>> Start MATERIAL PROVIDED

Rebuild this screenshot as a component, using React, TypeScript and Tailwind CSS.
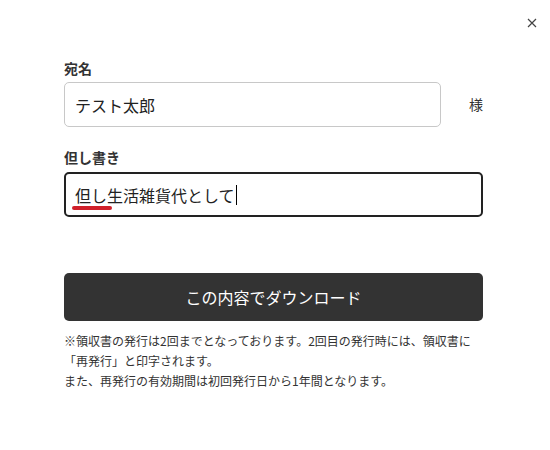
const font = { fontFamily: '"Noto Sans CJK JP", "Noto Sans", sans-serif' };

const App: React.FC = () => {
  return (
    <div className="relative h-[450px] w-[550px] bg-white text-[#333]" style={font}>
      <button className="absolute right-[9px] top-[14px] flex h-[18px] w-[18px] items-center justify-center text-[#444]">
        <svg width="10" height="10" viewBox="0 0 10 10" fill="none" stroke="currentColor" strokeWidth="1.2">
          <path d="M1 1 L9 9 M9 1 L1 9" />
        </svg>
      </button>

      <div className="flex flex-col px-16 pt-[58px]">
        <label className="text-[14px] font-bold leading-[20px] text-[#333]">宛名</label>
        <div className="mt-[4px] flex items-center">
          <div className="flex h-[45px] w-[377px] items-center rounded-[5px] border border-[#c8c8c8] px-[10px] text-[16px] text-[#222]">
            テスト太郎
          </div>
          <span className="ml-[28px] text-[14px] text-[#333]">様</span>
        </div>

        <label className="mt-[20px] text-[14px] font-bold leading-[20px] text-[#333]">但し書き</label>
        <div className="relative mt-[5px] flex h-[45px] w-[419px] items-center rounded-[5px] border-2 border-[#222] px-[9px] text-[16px] text-[#222]">
          <span>但し生活雑貨代として</span>
          <span className="ml-[1px] h-[20px] w-px bg-black" />
          <span className="absolute left-[6px] top-[32px] h-[4px] w-[40px] rounded-full bg-[#d0202a]" />
        </div>

        <button className="mt-[56px] h-[48px] w-[419px] rounded-[5px] bg-[#333] text-[16px] text-white">
          この内容でダウンロード
        </button>

        <p className="mt-[10px] text-[12px] leading-[20px] text-[#333]">
          ※領収書の発行は2回までとなっております。2回目の発行時には、領収書に
          <br />
          「再発行」と印字されます。
          <br />
          また、再発行の有効期間は初回発行日から1年間となります。
        </p>
      </div>
    </div>
  );
};

export default App;
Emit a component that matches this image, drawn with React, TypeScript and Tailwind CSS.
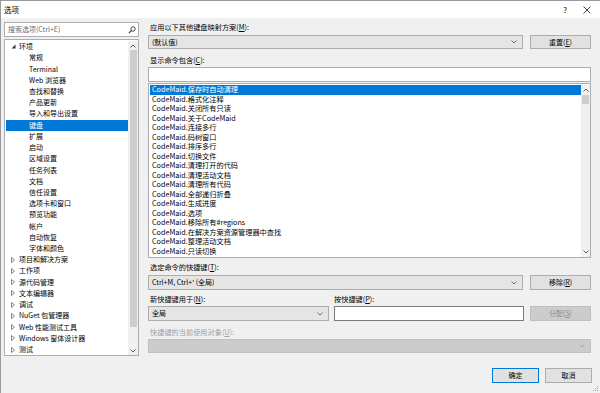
import React from "react";

const FONT = "font-['Noto_Sans_CJK_SC','Noto_Sans',sans-serif]";

const envChildren = [
  "常规",
  "Terminal",
  "Web 浏览器",
  "查找和替换",
  "产品更新",
  "导入和导出设置",
  "键盘",
  "扩展",
  "启动",
  "区域设置",
  "任务列表",
  "文档",
  "信任设置",
  "选项卡和窗口",
  "预览功能",
  "帐户",
  "自动恢复",
  "字体和颜色",
];

const groups = [
  "项目和解决方案",
  "工作项",
  "源代码管理",
  "文本编辑器",
  "调试",
  "NuGet 包管理器",
  "Web 性能测试工具",
  "Windows 窗体设计器",
  "测试",
];

const commands = [
  "保存时自动清理",
  "格式化注释",
  "关闭所有只读",
  "关于CodeMaid",
  "连接多行",
  "码树窗口",
  "排序多行",
  "切换文件",
  "清理打开的代码",
  "清理活动文档",
  "清理所有代码",
  "全部递归折叠",
  "生成进度",
  "选项",
  "移除所有#regions",
  "在解决方案资源管理器中查找",
  "整理活动文档",
  "只读切换",
];

function Chevron({ color = "#606060" }: { color?: string }) {
  return (
    <svg width="6" height="4" viewBox="0 0 6 4" className="shrink-0">
      <path d="M0.5 0.5 L3 3 L5.5 0.5" fill="none" stroke={color} strokeWidth="0.9" />
    </svg>
  );
}

function Mn({ children }: { children: React.ReactNode }) {
  return <span className="underline underline-offset-1">{children}</span>;
}

function ScrollArrow({ up }: { up: boolean }) {
  return (
    <svg width="6" height="4" viewBox="0 0 6 4">
      <path
        d={up ? "M0.5 3.5 L3 1 L5.5 3.5" : "M0.5 0.5 L3 3 L5.5 0.5"}
        fill="none"
        stroke="#606060"
        strokeWidth="1"
      />
    </svg>
  );
}

function TitleBar() {
  return (
    <div className="flex h-[17px] items-center justify-between bg-white pl-[3px] pr-[9px] text-[7.5px] text-black">
      <span>选项</span>
      <div className="flex items-center gap-[16px]">
        <span className="text-[8px] leading-none">?</span>
        <svg width="8" height="8" viewBox="0 0 8 8">
          <path d="M0.5 0.5 L7.5 7.5 M7.5 0.5 L0.5 7.5" stroke="#111" strokeWidth="0.8" />
        </svg>
      </div>
    </div>
  );
}

function SearchBox() {
  return (
    <div className="flex h-[15px] items-center justify-between border border-[#abadb3] bg-white pl-[3px] pr-[2px]">
      <span className="text-[7px] text-[#6d6d6d]">搜索选项(Ctrl+E)</span>
      <svg width="8" height="8" viewBox="0 0 8 8">
        <circle cx="5" cy="3" r="2.2" fill="none" stroke="#333" strokeWidth="0.9" />
        <path d="M3.4 4.6 L0.8 7.2" stroke="#333" strokeWidth="1.1" />
      </svg>
    </div>
  );
}

function Tree() {
  return (
    <div className="mt-[2px] flex h-[317px] border border-[#abadb3] bg-white pl-[1px] pt-[1px] text-[7px] text-black">
      <div className="flex flex-1 flex-col">
        <div className="flex h-[11.25px] items-center leading-none">
          <span className="flex w-[13px] justify-end pr-[3px]">
            <svg width="5" height="5" viewBox="0 0 5 5">
              <path d="M4.5 0.5 L4.5 4.5 L0.5 4.5 Z" fill="#333" />
            </svg>
          </span>
          <span>环境</span>
        </div>
        {envChildren.map((item) => (
          <div
            key={item}
            className={
              item === "键盘"
                ? "flex h-[11.25px] items-center bg-[#0078d7] pl-[23px] leading-none text-white"
                : "flex h-[11.25px] items-center pl-[23px] leading-none"
            }
          >
            {item}
          </div>
        ))}
        {groups.map((item) => (
          <div key={item} className="flex h-[11.25px] items-center leading-none">
            <span className="flex w-[13px] justify-end pr-[4px]">
              <svg width="4" height="6" viewBox="0 0 4 6">
                <path d="M0.5 0.5 L3.5 3 L0.5 5.5 Z" fill="none" stroke="#555" strokeWidth="0.7" />
              </svg>
            </span>
            <span>{item}</span>
          </div>
        ))}
      </div>
      <div className="flex w-[10px] flex-col items-center bg-[#f0f0f0] pb-[2px] pt-[3px]">
        <ScrollArrow up />
        <div className="mt-[2px] h-[277px] w-[7px] bg-[#cdcdcd]" />
        <div className="mt-auto">
          <ScrollArrow up={false} />
        </div>
      </div>
    </div>
  );
}

function Combo({
  text,
  className,
  disabled,
}: {
  text?: React.ReactNode;
  className: string;
  disabled?: boolean;
}) {
  return (
    <div
      className={
        (disabled
          ? "border-[#bfbfbf] bg-[#cccccc] "
          : "border-[#adadad] bg-[#e5e5e5] ") +
        "flex items-center justify-between border pl-[3px] pr-[5px] text-[7px] " +
        className
      }
    >
      <span>{text}</span>
      <Chevron color={disabled ? "#9a9a9a" : "#606060"} />
    </div>
  );
}

function Button({
  children,
  className,
  disabled,
  focused,
}: {
  children: React.ReactNode;
  className: string;
  disabled?: boolean;
  focused?: boolean;
}) {
  let tone = "border-[#adadad] bg-[#e1e1e1] text-black";
  if (disabled) tone = "border-[#bfbfbf] bg-[#cccccc] text-[#8a8a8a]";
  if (focused) tone = "border-[#0078d7] bg-[#e1e1e1] text-black";
  return (
    <div className={"flex items-center justify-center border text-[7px] " + tone + " " + className}>
      {children}
    </div>
  );
}

function CommandList() {
  return (
    <div className="mt-[1px] flex h-[175px] border border-[#abadb3] bg-white pl-[1px] pt-[1px] text-[7.2px]">
      <div className="flex flex-1 flex-col">
        {commands.map((cmd, i) => (
          <div
            key={cmd}
            className={
              i === 0
                ? "flex h-[9.5px] items-center bg-[#0078d7] pl-[2px] leading-none text-white"
                : "flex h-[9.5px] items-center pl-[2px] leading-none text-black"
            }
          >
            CodeMaid.{cmd}
          </div>
        ))}
      </div>
      <div className="flex w-[9px] flex-col items-center bg-[#f0f0f0] pb-[3px] pt-[3px]">
        <ScrollArrow up />
        <div className="mt-[3px] h-[9px] w-[7px] bg-[#cdcdcd]" />
        <div className="mt-auto">
          <ScrollArrow up={false} />
        </div>
      </div>
    </div>
  );
}

function RightPanel() {
  return (
    <div className="flex w-[443px] flex-col text-black">
      <div className="mt-[4px] h-[10px] pl-[2px] text-[7.2px] leading-[10px]">
        应用以下其他键盘映射方案(<Mn>M</Mn>):
      </div>
      <div className="mt-[3px] flex gap-[7px]">
        <Combo text="(默认值)" className="h-[14px] w-[375px]" />
        <Button className="h-[14px] flex-1">
          重置(<Mn>E</Mn>)
        </Button>
      </div>
      <div className="mt-[6px] h-[10px] pl-[2px] text-[7.2px] leading-[10px]">
        显示命令包含(<Mn>C</Mn>):
      </div>
      <div className="mt-[2px] h-[15px] border border-[#abadb3] bg-white" />
      <CommandList />
      <div className="mt-[4px] h-[10px] pl-[2px] text-[7.2px] leading-[10px]">
        选定命令的快捷键(<Mn>T</Mn>):
      </div>
      <div className="mt-[3px] flex gap-[7px]">
        <Combo text="Ctrl+M, Ctrl+' (全局)" className="h-[15px] w-[375px]" />
        <Button className="h-[15px] flex-1">
          移除(<Mn>R</Mn>)
        </Button>
      </div>
      <div className="mt-[4px] flex h-[10px] text-[7.2px] leading-[10px]">
        <span className="w-[186px] pl-[2px]">
          新快捷键用于(<Mn>N</Mn>):
        </span>
        <span>
          按快捷键(<Mn>P</Mn>):
        </span>
      </div>
      <div className="mt-[2px] flex">
        <Combo text="全局" className="h-[15px] w-[181px]" />
        <div className="ml-[5px] h-[15px] w-[190px] border border-[#7a7a7a] bg-white" />
        <Button disabled className="ml-[6px] h-[15px] flex-1">
          分配(<Mn>S</Mn>)
        </Button>
      </div>
      <div className="mt-[6px] h-[10px] pl-[2px] text-[7.2px] leading-[10px] text-[#a0a0a0]">
        快捷键的当前使用对象(<Mn>U</Mn>):
      </div>
      <Combo disabled className="mt-[2px] h-[14px] w-full" />
    </div>
  );
}

export default function App() {
  return (
    <div className={"flex h-[393px] w-[600px] flex-col overflow-hidden border-l border-t border-[#9a9a9a] bg-[#f0f0f0] " + FONT}>
      <TitleBar />
      <div className="flex h-[342px]">
        <div className="ml-[3px] mt-[4px] flex w-[135px] flex-col">
          <SearchBox />
          <Tree />
        </div>
        <div className="ml-[9px]">
          <RightPanel />
        </div>
      </div>
      <div className="flex justify-end gap-[6px] pr-[8px] pt-[8px]">
        <Button focused className="h-[15px] w-[47px]">
          确定
        </Button>
        <Button className="h-[15px] w-[47px]">取消</Button>
      </div>
      <div className="mt-auto flex justify-end pb-[1px] pr-[1px]">
        <svg width="6" height="6" viewBox="0 0 6 6">
          <rect x="4" y="0" width="1" height="1" fill="#a0a0a0" />
          <rect x="2" y="2" width="1" height="1" fill="#a0a0a0" />
          <rect x="4" y="2" width="1" height="1" fill="#a0a0a0" />
          <rect x="0" y="4" width="1" height="1" fill="#a0a0a0" />
          <rect x="2" y="4" width="1" height="1" fill="#a0a0a0" />
          <rect x="4" y="4" width="1" height="1" fill="#a0a0a0" />
        </svg>
      </div>
    </div>
  );
}
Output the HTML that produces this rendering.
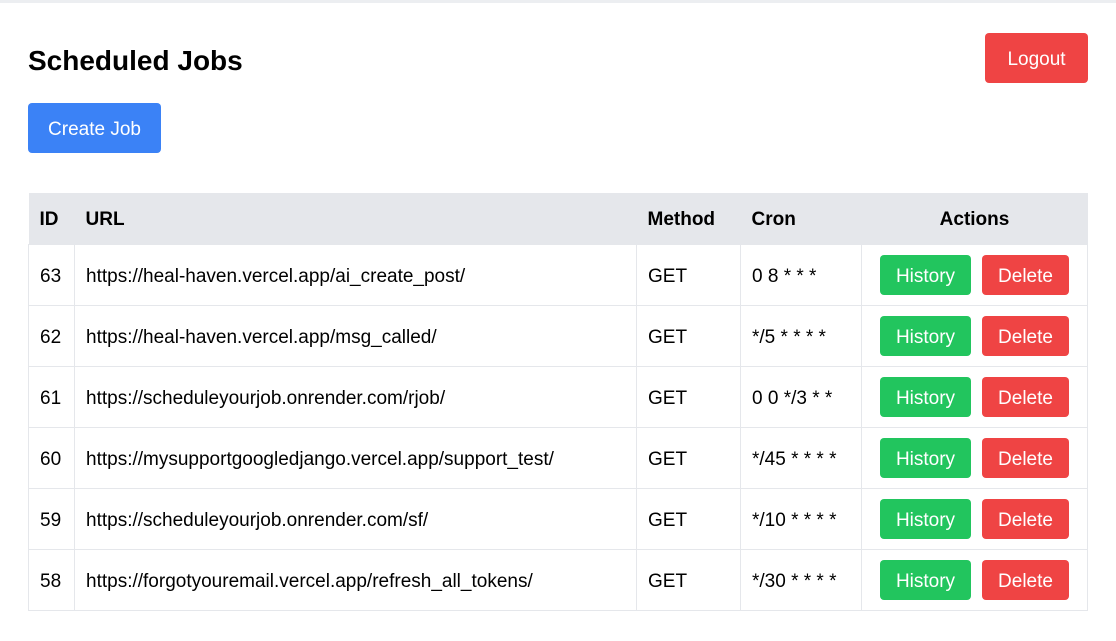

>> End MATERIAL PROVIDED

▶ _OBJECTIVE_
Identify and extract each line of the listing that contains "component".

▶ _ANSWER TO THIS EXERCISE_
Rebuild this screenshot as a component, using React, TypeScript and Tailwind CSS.
Emit a component that matches this image, drawn with React, TypeScript and Tailwind CSS.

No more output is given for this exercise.